The coordinates (in cell fractional coordinates) then follow, using the form atom number, atom name, fractional coordinates, and atoms bonded to this atom (e.g., I4, 1X, A4, 1X, 3F10.5, 1X, 6I4). All atoms bonded to each atom should be listed so each bond is in effect defined twice.
Due to licensing considerations, for more information regarding this format, please contact:
Crystallographic Data Centre
12 Union Road
Cambridge
CB2 1EZ
UK
+44 1223 336408
Orthogonal coordinates may be in angstroms or nanometers. The program tests the coordinates and suggest which units are being used, but you can override this decision.

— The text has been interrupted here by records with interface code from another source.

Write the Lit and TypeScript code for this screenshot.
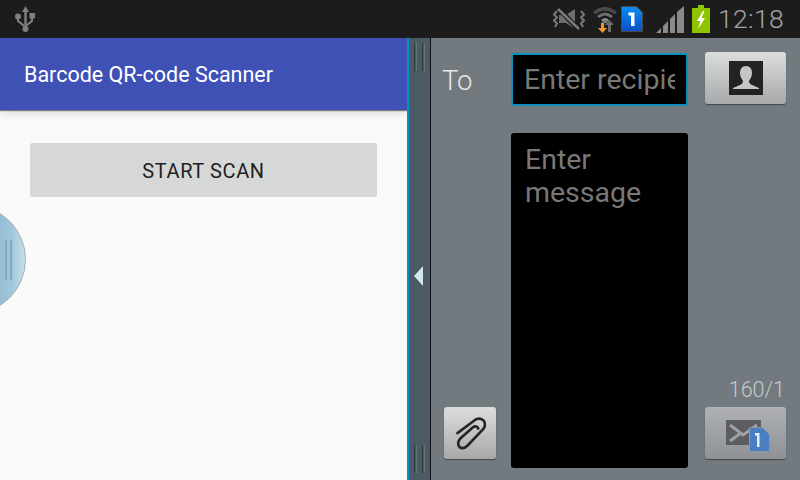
import { LitElement, html, css } from "lit";
import { customElement } from "lit/decorators.js";

@customElement("app-root")
export class AppRoot extends LitElement {
  static styles = css`
    :host { display: block; width: 800px; height: 480px; overflow: hidden; font-family: Roboto, "Liberation Sans", sans-serif; }
    svg { display: block; flex: none; }
    .status { height: 38px; background: #1c1c1c; display: flex; align-items: center; padding: 0 16px 0 15px; box-sizing: border-box; }
    .spacer { flex: 1; }
    .icons { display: flex; align-items: center; }
    .mute { margin-right: 7px; }
    .wifi { margin-right: 3px; }
    .sim { margin-right: 13px; }
    .signal { margin-right: 7px; }
    .time { font-size: 26.5px; font-weight: 300; color: #a6a6a6; margin-left: 8px; line-height: 38px; letter-spacing: 0.35px; }
    .main { height: 442px; display: flex; }
    .app { width: 407px; background: #fafafa; position: relative; overflow: hidden; display: flex; flex-direction: column; }
    .bar { height: 72px; background: #3f51b5; color: #fff; display: flex; align-items: center; padding-left: 24px; font-size: 21.5px; box-shadow: 0 1px 1px rgba(0,0,0,.45), 0 3px 9px rgba(0,0,0,.14); flex: none; }
    .scan { margin: 33px 30px 0; height: 54px; box-sizing: border-box; padding-top: 1px; background: #d6d7d7; border-radius: 2px; display: flex; align-items: center; justify-content: center; color: #1f1f1f; font-size: 20px; letter-spacing: 0.6px; }
    .knob { position: absolute; left: -83px; top: 167px; width: 109px; height: 109px; box-sizing: border-box; border-radius: 50%; border: 1.5px solid #a9adad; background: linear-gradient(90deg, #82b2cd 60%, #a0c6da 87%, #c4e0ec 100%); padding-left: 87px; display: flex; align-items: center; gap: 3px; }
    .knob i { display: block; width: 2px; height: 40px; background: #7ea9c2; }
    .handle { width: 24px; box-sizing: border-box; border-left: 2px solid #0a8fc0; border-right: 1px solid #111; background: #4b5b64; display: flex; flex-direction: column; align-items: center; justify-content: space-between; padding: 5px 0 7px; }
    .grip { display: flex; gap: 5px; }
    .grip i { display: block; width: 3px; height: 28px; box-sizing: border-box; border-left: 1px solid #2f3b42; border-right: 1px solid #66747c; }
    .arrow { width: 0; height: 0; border-style: solid; border-width: 10px 9px 10px 0; border-color: transparent #d4e6ee transparent transparent; margin: 36px 0 0 -2px; }
    .pane { flex: 1; background: #72797f; display: grid; grid-template-columns: 11px 69px 177px 17px 81px; grid-template-rows: 15px 53px 27px 1fr 54px 19px; }
    .to { grid-column: 2; grid-row: 2; color: #e4e6e7; font-size: 27.5px; font-weight: 300; display: flex; align-items: center; padding-top: 1px; }
    .recipient { grid-column: 3; grid-row: 2; background: #000; border: 2px solid #0d8fbd; border-radius: 3px; box-sizing: border-box; color: #787878; font-size: 28.5px; padding: 0 11px; line-height: 49px; overflow: hidden; white-space: nowrap; min-width: 0; }
    .recipient span { display: block; overflow: hidden; }
    .message { grid-column: 3; grid-row: 3 / span 4; margin-top: 27px; height: 335px; background: #000; border-radius: 3px; color: #787878; font-size: 28.5px; line-height: 33px; padding: 10px 14px; box-sizing: border-box; }
    .btn { border-radius: 3px; background: linear-gradient(#dcdddd, #a7a8a9); box-shadow: 0 1px 1px #3f464b; display: flex; align-items: center; justify-content: center; box-sizing: border-box; }
    .contact { grid-column: 5; grid-row: 2; height: 52px; margin-top: -1px; }
    .attach { grid-column: 2; grid-row: 5; width: 52px; height: 52px; margin-left: 2px; }
    .clip { margin-left: 3px; }
    .send { grid-column: 5; grid-row: 5; height: 52px; background: linear-gradient(#afb1b4, #8f9295); }
    .mail { margin: 5px 0 0 4px; }
    .count { grid-column: 5; grid-row: 4; align-self: end; text-align: right; color: #c6c9cb; font-size: 21.5px; font-weight: 300; padding-right: 1px; margin-bottom: 5px; line-height: 24px; }
  `;

  render() {
    return html`
      <div class="status">
        <svg width="21" height="26" viewBox="0 0 21 26" fill="#7f7f7f">
          <path d="M10.5 0l3.5 6h-2.3v15h-2.4V6H7z"/>
          <circle cx="3" cy="10.5" r="3"/>
          <rect x="14.5" y="7" width="5.5" height="5.500"/>
          <path d="M2 13h2v1.500l5.500 4.500v2.600L2 15.500zM16 12h2v3.500l-7 5.500v-2.600l5-3.900z"/>
          <circle cx="10.500" cy="23" r="3"/>
        </svg>
        <div class="spacer"></div>
        <div class="icons">
          <svg class="mute" width="32" height="22" viewBox="0 0 32 22">
            <path d="M6 7h7l9-6v20l-9-6H6z" fill="#6e6e6e"/>
            <path d="M5 0l21 22" stroke="#1c1c1c" stroke-width="5"/>
            <path d="M5 1l21 20" stroke="#7a7a7a" stroke-width="2.500"/>
            <path d="M4 3L1 6.500l3 3-3 3 3 3-2 3.500M28 3l3 3.500-3 3 3 3-3 3 2 3.500" fill="none" stroke="#7a7a7a" stroke-width="2"/>
          </svg>
          <svg class="wifi" width="26" height="28" viewBox="0 0 26 28">
            <path d="M1 7Q13 -3 25 7l-2.500 2.500Q13 2 3.500 9.500z" fill="#4a4a4a"/>
            <path d="M5 11Q13 4 21 11l-2 2Q13 8 7 13z" fill="#707070"/>
            <path d="M9 15Q13 11 17 15l-2 2Q13 15 11 17z" fill="#8a8a8a"/>
            <path d="M10 18l3-2 3 2z" fill="#8a8a8a"/>
            <path d="M9 18h3v5h3l-4.500 5-4.500-5h3z" fill="#f0962a"/>
            <path d="M17.500 15l4.500 5h-3v7h-3v-7h-3z" fill="#6b6b6b"/>
          </svg>
          <svg class="sim" width="22" height="26" viewBox="0 0 22 26">
            <defs><linearGradient id="sim" x1="0" y1="0" x2="0" y2="1"><stop offset="0" stop-color="#0a8cf0"/><stop offset="1" stop-color="#0a50c8"/></linearGradient></defs>
            <path d="M.5.500h15l6 6v19H.5z" fill="url(#sim)" stroke="#4a4a4a"/>
            <path d="M7.500 6.500h6v13.500h-3.500V9.500H7.500z" fill="#fff"/>
          </svg>
          <svg class="signal" width="29" height="27" viewBox="0 0 29 27">
            <path d="M0 27l5-5v5zM7 20l5-5v12H7zM14 13l5-5v19h-5zM21 6l7-6v27h-7z" fill="#8a8a8a"/>
          </svg>
          <svg width="18" height="28" viewBox="0 0 18 28">
            <path d="M6 0h6v3h6v25H0V3h6z" fill="#8fc500"/>
            <path d="M11 6L5 16h3.500L6 24l7-11H9.500L12.500 6z" fill="#fff"/>
          </svg>
        </div>
        <div class="time">12:18</div>
      </div>
      <div class="main">
        <div class="app">
          <div class="bar">Barcode QR-code Scanner</div>
          <div class="scan">START SCAN</div>
          <div class="knob"><i></i><i></i></div>
        </div>
        <div class="handle">
          <div class="grip"><i></i><i></i></div>
          <div class="arrow"></div>
          <div class="grip"><i></i><i></i></div>
        </div>
        <div class="pane">
          <div class="to">To</div>
          <div class="recipient"><span>Enter recipient</span></div>
          <div class="btn contact">
            <svg width="34" height="34" viewBox="0 0 34 34">
              <rect width="34" height="34" fill="#232323"/>
              <path d="M17 5c4 0 6 3 6 7 0 4-2 6-3 8 0 2 1 3 3 4l7 3v1H4v-1l7-3c2-1 3-2 3-4-1-2-3-4-3-8 0-4 2-7 6-7z" fill="#c4c5c6"/>
            </svg>
          </div>
          <div class="message">Enter<br>message</div>
          <div class="count">160/1</div>
          <div class="btn attach">
            <svg class="clip" width="35" height="38" viewBox="55 40 105 115" fill="none" stroke="#262626" stroke-width="8" stroke-linecap="round" stroke-linejoin="round">
              <path d="M65 98L118 58C132 48 150 58 148 75C147 83 142 88 135 94L95 136C85 146 72 146 68 134C65 124 70 118 76 112L112 80C118 75 126 78 128 84"/>
            </svg>
          </div>
          <div class="btn send">
            <svg class="mail" width="44" height="32" viewBox="0 0 44 32">
              <rect x="0" y="0" width="35" height="25" fill="#5b5d60"/>
              <path d="M4 5l13 10 14-10M4 21l11-8" fill="none" stroke="#a0a2a4" stroke-width="3"/>
              <path d="M23.500 7.500h13l7 7v17h-20z" fill="#4a7fc4" stroke="#8d97a3"/>
              <path d="M29 13h4.500v14h-2.500V15.500H29z" fill="#e8eef6"/>
            </svg>
          </div>
        </div>
      </div>
    `;
  }
}
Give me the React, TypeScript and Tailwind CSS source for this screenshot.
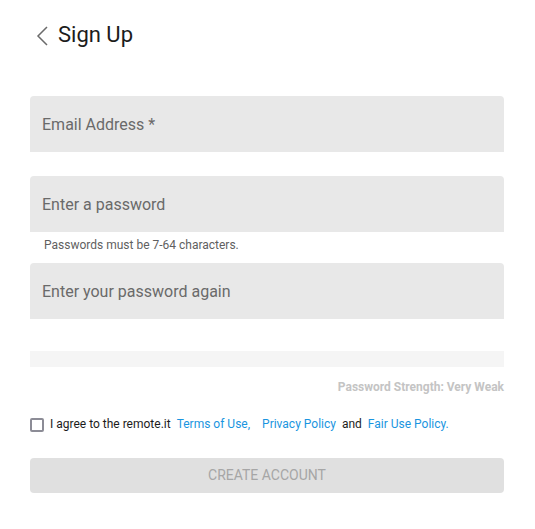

The Gromos program expects the atoms of a residue to be given in a specified order. When outputting Gromos files, QUANTA attempts to reorder atoms correctly. The file $HYD_LIB/gromos.ord contains a list of all the amino acid atoms in required order. You can edit this file if necessary. The required ordering for non-amino acid residues is not included in the file. The routine expects atom names to follow IUPAC-IUB conventions. If they do not, atoms are liable not to be recognized and placed at the end of the residue. You are informed when this is the case.
Converting Gromos Trajectory Files. The program called, GROCH converts Gromos format trajectory files to CHARMm format trajectory files which can be read by QUANTA. When using this program, you should be prepared to provide the following information on the Gromos format file:
Accelrys provides the GROCH program as source code in the QUANTA Utility directory.
Coordinate files which written as a result of quantum mechanics calculations are identified in QUANTA by the extension .qmc.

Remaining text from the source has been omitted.